Just suppose a builder is pressurised to accept less, under its building contract, than it was entitled to receive. It agrees, perhaps thinking that 75% of the money today is better than the possibility of 100% at some indefinite future date (or even none at all). But is such an agreement legally binding?

Adam Opel v Mitras in our last issue reminded us that a party that agreed to pay its supplier more for the same performance was legally bound by the agreement (although it avoided the new agreement because there was economic duress). The Court of Appeal decision in Williams v Roffey (which governed the position) said that there was good consideration for an agreement to pay more because of the practical benefit to the paying party in not finishing a project late and having liquidated damages deducted (or in the Mitras case of not having to shut down a production line).

So does Williams v Roffey apply to this accept less for the same situation to find consideration in the practical benefit, for example, of obtaining some payment now rather than at some time in the future – if at all?

Strangely enough, the answer is no, even though there is an obvious lack of consistency. Foakes v Beer, decided in 1884 by the House of Lords (which followed Pinnel’s case of 1602) says that an agreement to accept payment of a lesser sum is not binding because there is no consideration, not even in a practical benefit.

There is case law to say that Williams v Roffey does apply to the accept less for the same scenario. In Anangel Atlas Compania Neaviera SA v Ishikawajima- Harima Heavy Industries Co. Limited the court applied Williams v Roffey to find a practical benefit in a ship builder’s promise to accept a reduced price. In Re Selectmove Limited, however, the Court of Appeal said there was no consideration in accepting less for the same. This was because of Foakes v Beer which was not considered in Williams v Roffey. Any changes to the position, said the Court of Appeal, would have to be made by the House of Lords or, more appropriately, Parliament.

There are some recognised exceptions to the Foakes v Beer principle: the debtor gives something additional for the a • greement to accept less – for example early payment or a different method of payment;

  • the sum claimed is disputed and the agreement to accept less is a compromise of the claim;
  • the claim is unliquidated and what is agreed is the sum due;
  • to accept less involves a third party, for example, who makes the part payment.

Leaving aside these exceptions, however, English contract law currently leaves us with this contradiction. Williams v Roffey finds practical benefit consideration in pay more for the same scenarios and Foakes v Beer finds no practical benefit consideration in accept less for the same situations. And there the matter rests - unless and until the House of Lords gets an opportunity to sort it out.

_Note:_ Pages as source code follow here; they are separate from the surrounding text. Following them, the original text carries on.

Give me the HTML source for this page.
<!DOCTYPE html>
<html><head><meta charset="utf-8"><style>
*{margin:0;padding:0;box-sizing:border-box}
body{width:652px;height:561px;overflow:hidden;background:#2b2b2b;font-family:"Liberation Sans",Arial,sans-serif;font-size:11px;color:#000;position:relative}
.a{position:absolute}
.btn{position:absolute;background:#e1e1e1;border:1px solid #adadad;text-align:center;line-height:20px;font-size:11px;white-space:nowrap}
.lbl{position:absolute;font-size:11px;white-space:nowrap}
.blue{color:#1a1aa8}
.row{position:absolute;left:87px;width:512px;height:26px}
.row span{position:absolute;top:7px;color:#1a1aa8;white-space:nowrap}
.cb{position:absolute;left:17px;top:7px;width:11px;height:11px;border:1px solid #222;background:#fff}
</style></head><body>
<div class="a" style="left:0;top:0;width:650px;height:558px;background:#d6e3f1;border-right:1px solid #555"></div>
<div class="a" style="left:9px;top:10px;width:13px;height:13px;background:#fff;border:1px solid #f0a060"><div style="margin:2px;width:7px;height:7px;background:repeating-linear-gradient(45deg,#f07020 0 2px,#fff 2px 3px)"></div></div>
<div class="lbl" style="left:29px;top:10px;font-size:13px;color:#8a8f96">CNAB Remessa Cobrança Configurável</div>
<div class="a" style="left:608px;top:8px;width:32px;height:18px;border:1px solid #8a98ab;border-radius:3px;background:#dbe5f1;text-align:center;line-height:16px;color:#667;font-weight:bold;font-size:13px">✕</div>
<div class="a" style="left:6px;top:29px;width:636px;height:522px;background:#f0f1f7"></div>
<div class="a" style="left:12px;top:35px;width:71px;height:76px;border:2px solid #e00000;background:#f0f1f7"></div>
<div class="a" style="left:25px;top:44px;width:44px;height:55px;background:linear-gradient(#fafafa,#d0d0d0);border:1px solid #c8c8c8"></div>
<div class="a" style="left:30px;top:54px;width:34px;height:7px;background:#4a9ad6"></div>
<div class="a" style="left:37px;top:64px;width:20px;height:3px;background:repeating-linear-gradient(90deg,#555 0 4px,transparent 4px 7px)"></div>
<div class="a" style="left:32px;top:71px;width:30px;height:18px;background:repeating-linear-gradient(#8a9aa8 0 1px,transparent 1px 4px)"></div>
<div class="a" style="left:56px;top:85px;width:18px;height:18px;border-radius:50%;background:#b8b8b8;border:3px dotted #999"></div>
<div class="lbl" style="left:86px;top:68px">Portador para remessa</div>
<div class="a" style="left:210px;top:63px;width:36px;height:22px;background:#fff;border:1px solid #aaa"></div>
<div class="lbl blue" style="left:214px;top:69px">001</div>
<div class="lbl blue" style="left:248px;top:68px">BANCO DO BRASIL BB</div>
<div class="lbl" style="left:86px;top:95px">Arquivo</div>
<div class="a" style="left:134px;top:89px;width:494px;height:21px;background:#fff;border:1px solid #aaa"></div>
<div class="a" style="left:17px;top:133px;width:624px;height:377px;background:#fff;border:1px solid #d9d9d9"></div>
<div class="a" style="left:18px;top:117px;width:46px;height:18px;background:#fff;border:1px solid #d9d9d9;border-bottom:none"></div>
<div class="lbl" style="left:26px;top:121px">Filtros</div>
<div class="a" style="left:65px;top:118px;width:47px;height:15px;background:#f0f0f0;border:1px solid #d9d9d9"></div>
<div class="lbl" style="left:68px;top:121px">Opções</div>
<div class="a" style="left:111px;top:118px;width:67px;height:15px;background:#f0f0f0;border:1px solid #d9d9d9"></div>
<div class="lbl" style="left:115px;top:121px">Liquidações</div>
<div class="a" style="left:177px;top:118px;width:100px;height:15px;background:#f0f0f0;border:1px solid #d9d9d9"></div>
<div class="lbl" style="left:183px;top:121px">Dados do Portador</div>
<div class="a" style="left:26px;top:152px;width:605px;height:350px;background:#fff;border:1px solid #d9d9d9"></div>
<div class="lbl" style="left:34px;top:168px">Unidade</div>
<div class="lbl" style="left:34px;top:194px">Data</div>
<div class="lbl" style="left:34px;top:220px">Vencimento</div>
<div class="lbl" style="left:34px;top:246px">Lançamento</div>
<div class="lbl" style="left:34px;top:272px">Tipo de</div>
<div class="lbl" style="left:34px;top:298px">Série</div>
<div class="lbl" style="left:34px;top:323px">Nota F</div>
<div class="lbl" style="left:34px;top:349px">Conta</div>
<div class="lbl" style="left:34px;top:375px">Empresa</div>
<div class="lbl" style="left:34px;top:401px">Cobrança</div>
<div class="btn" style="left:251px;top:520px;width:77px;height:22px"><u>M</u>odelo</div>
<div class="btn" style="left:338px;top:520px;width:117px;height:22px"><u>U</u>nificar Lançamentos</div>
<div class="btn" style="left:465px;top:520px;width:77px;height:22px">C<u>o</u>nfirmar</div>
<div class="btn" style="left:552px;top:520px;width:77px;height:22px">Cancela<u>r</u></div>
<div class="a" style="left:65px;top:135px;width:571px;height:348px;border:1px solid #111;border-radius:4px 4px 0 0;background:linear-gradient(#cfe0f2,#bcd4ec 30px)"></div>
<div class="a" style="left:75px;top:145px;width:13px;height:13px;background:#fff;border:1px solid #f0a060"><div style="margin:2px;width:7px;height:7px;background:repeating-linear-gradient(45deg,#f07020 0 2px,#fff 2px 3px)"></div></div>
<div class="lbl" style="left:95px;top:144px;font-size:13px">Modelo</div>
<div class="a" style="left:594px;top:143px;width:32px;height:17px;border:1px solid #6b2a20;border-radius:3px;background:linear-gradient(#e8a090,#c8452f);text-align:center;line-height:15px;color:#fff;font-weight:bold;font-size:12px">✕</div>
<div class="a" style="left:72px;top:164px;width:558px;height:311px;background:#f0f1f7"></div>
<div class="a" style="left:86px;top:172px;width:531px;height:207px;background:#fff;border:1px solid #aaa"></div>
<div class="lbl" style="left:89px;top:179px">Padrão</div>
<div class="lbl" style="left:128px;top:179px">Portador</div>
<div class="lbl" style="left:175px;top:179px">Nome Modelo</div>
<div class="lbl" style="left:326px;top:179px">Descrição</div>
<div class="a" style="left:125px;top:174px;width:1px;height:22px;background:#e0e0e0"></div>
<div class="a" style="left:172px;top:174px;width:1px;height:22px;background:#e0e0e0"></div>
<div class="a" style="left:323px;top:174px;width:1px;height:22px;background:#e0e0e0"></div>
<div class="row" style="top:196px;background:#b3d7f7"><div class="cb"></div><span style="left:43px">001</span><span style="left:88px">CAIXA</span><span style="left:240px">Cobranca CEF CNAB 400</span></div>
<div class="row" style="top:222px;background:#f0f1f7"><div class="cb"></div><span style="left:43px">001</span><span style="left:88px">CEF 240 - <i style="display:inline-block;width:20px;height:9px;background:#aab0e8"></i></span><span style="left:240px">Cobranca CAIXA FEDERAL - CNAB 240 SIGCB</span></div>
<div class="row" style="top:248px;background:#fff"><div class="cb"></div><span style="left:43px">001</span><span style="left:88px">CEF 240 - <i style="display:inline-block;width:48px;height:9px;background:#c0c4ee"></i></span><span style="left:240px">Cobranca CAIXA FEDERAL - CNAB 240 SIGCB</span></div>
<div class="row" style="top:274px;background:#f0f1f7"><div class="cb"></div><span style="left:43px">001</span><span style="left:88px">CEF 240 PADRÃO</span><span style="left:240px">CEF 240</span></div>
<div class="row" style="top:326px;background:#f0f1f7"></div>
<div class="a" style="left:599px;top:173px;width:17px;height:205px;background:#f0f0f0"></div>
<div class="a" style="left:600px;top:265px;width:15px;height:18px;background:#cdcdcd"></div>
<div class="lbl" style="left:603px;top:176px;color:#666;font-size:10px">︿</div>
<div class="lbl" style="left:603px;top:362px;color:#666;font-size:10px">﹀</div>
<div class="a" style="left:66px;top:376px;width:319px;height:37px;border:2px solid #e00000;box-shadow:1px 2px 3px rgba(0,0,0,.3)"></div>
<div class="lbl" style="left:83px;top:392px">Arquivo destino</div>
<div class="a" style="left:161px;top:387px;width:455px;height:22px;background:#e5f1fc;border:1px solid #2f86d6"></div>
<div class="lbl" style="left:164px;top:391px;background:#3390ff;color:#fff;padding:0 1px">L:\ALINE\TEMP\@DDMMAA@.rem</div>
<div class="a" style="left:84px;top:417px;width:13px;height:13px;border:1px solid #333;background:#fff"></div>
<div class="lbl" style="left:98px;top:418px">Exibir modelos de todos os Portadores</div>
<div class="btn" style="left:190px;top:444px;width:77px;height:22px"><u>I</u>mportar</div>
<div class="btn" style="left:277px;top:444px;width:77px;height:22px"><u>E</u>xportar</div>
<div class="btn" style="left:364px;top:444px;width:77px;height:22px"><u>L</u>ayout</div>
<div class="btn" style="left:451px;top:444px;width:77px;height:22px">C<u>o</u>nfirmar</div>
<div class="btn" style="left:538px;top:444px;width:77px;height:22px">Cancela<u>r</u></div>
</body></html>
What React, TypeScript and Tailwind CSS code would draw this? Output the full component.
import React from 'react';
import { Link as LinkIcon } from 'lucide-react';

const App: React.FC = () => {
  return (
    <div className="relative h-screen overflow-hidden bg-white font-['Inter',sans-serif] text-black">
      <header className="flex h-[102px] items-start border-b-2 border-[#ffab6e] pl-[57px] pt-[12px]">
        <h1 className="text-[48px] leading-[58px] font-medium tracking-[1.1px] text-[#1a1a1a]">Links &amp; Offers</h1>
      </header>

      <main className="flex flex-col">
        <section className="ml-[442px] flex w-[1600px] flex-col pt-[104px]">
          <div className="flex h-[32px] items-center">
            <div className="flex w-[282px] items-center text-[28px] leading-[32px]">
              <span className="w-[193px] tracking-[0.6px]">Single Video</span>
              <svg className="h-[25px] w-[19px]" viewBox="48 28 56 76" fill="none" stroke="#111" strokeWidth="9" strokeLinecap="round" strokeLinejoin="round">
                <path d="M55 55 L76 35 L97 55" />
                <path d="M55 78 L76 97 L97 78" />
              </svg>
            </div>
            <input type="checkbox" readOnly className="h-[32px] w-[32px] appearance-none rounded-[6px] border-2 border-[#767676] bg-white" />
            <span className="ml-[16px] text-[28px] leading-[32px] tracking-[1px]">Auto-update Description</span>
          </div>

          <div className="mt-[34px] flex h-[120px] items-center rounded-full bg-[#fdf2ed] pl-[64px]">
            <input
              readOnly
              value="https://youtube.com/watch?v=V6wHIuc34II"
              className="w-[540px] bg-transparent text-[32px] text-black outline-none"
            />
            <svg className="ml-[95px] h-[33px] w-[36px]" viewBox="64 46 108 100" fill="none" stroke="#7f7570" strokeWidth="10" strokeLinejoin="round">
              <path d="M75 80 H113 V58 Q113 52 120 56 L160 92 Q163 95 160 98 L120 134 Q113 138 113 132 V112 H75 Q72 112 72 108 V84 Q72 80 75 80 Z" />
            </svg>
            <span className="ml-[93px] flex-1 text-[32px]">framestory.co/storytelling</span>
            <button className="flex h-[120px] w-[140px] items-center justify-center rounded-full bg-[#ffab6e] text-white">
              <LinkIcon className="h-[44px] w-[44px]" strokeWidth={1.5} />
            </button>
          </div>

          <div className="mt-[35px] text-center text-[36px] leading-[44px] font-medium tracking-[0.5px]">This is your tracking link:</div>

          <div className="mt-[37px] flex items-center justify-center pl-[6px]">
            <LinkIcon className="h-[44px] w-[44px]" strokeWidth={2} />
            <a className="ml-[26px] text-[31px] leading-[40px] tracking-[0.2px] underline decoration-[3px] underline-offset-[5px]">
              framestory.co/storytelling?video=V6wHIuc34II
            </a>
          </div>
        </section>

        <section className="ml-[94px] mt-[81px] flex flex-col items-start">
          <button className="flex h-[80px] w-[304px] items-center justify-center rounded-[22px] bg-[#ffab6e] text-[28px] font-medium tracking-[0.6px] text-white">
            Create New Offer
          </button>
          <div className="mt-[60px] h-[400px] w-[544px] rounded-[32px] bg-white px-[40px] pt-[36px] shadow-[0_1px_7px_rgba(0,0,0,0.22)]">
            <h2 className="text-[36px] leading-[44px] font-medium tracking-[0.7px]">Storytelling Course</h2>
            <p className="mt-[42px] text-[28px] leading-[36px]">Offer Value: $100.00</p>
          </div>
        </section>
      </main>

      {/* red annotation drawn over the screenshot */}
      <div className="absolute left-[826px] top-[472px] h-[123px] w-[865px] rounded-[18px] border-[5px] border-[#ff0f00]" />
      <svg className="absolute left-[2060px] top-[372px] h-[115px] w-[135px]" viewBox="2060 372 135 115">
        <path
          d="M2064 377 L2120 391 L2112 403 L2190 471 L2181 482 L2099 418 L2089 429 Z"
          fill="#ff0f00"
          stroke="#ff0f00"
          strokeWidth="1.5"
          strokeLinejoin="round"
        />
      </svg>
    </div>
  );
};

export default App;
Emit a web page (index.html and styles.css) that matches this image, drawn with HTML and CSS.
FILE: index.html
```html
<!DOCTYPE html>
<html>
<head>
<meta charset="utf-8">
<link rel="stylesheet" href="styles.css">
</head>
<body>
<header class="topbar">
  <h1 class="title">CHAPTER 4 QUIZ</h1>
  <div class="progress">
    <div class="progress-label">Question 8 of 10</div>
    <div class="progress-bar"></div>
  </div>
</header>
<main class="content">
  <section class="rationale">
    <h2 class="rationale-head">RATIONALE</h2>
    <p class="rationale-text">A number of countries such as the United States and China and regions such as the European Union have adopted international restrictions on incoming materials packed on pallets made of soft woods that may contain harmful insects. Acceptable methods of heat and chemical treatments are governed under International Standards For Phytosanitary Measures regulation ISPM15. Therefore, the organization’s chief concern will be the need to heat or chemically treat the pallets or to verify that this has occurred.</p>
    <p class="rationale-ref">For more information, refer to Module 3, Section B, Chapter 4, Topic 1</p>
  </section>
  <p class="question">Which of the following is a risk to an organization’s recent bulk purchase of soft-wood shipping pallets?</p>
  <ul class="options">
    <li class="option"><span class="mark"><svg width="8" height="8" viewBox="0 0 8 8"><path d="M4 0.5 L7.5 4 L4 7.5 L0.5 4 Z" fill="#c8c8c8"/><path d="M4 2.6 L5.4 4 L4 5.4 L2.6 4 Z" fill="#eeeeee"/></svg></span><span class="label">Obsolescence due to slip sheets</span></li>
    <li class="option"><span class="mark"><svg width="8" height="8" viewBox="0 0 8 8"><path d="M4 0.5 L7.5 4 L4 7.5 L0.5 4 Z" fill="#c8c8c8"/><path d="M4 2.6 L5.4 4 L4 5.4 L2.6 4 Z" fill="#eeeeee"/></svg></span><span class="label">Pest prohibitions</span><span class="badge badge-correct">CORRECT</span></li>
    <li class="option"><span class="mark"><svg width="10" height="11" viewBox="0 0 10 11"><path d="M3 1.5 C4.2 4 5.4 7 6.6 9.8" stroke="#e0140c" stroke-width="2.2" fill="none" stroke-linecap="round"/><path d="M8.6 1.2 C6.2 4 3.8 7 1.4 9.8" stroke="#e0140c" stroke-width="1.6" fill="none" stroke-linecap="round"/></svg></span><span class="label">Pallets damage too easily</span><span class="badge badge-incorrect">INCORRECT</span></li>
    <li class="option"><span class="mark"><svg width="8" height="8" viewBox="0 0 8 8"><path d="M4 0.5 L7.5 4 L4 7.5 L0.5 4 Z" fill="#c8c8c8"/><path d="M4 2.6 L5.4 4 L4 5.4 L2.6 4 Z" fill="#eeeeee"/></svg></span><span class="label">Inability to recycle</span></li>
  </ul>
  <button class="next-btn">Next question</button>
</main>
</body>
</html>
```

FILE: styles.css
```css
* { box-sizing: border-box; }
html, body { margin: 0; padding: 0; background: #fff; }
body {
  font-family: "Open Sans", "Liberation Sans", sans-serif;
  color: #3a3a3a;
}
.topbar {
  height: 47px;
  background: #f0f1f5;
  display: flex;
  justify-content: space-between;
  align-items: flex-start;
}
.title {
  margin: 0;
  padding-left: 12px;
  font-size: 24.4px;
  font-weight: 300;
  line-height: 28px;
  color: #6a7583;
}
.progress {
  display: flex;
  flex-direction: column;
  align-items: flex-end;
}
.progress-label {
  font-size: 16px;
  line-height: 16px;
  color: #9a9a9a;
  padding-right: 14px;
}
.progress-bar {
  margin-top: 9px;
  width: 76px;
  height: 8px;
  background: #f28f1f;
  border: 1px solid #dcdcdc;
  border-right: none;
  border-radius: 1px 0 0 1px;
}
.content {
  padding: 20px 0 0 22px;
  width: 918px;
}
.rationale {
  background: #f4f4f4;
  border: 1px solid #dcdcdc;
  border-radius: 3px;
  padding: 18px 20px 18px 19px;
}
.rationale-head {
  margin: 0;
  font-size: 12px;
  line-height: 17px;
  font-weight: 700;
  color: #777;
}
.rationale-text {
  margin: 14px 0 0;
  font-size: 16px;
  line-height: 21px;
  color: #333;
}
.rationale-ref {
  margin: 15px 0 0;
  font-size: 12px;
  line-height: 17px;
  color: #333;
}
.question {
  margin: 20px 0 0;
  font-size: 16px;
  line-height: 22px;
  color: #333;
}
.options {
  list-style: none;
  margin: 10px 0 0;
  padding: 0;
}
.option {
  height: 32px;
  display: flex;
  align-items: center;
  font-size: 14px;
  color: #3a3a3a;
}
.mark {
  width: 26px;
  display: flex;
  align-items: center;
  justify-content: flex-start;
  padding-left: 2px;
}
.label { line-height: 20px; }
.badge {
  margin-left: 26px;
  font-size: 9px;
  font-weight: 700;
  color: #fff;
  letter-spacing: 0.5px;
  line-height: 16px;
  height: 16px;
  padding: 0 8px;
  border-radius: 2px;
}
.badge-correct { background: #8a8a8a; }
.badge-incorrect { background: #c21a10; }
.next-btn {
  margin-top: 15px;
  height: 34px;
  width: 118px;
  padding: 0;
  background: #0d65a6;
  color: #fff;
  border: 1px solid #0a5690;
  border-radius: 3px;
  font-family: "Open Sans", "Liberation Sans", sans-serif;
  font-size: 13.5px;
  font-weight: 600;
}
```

There is, however, another avenue to explore where a party agrees to accept less for the same. Promissory estoppel achieved some notoriety, particularly with law students, through the decision of Lord Denning (as he became) in Central London Property Limited v High Trees House Limited in 1947. Its essential ingredients are:

  • a promise by one party to the other;
  • on which that other party acts;
  • where it would be inequitable for the original party to go back on its promise;
  • it generally suspends, rather than extinguishes, rights; and
  • can only be operated defensively, as a “shield, but not as a sword”.

Might promissory estoppel therefore operate where a party is illegitimately pressurised into accepting less for the same, thus avoiding the Foakes v Beer no consideration obstacle?

Sorry - but no is the answer, because, in this situation, promissory estoppel has its own safeguard. For promissory estoppel to operate, it must be inequitable for the party agreeing to accept less, to go back on its promise. An example of this is D&C Builders v Rees where builders who were in desperate financial straits accepted a sum of £100 in respect of their bill of £482 and then sued for the balance. The Court of Appeal said there was no consideration because of Foakes v Beer and promissory estoppel did not apply because it was not inequitable for D&C to go back on its promise to accept less, because of the way that the debtor had behaved.

Which leaves us with Williams v Roffey on the one hand and Foakes v Beer on the other.

It’s not logical, it’s not consistent but it’s the law (at least in England and Wales) and just another obstacle for the commercial world to negotiate.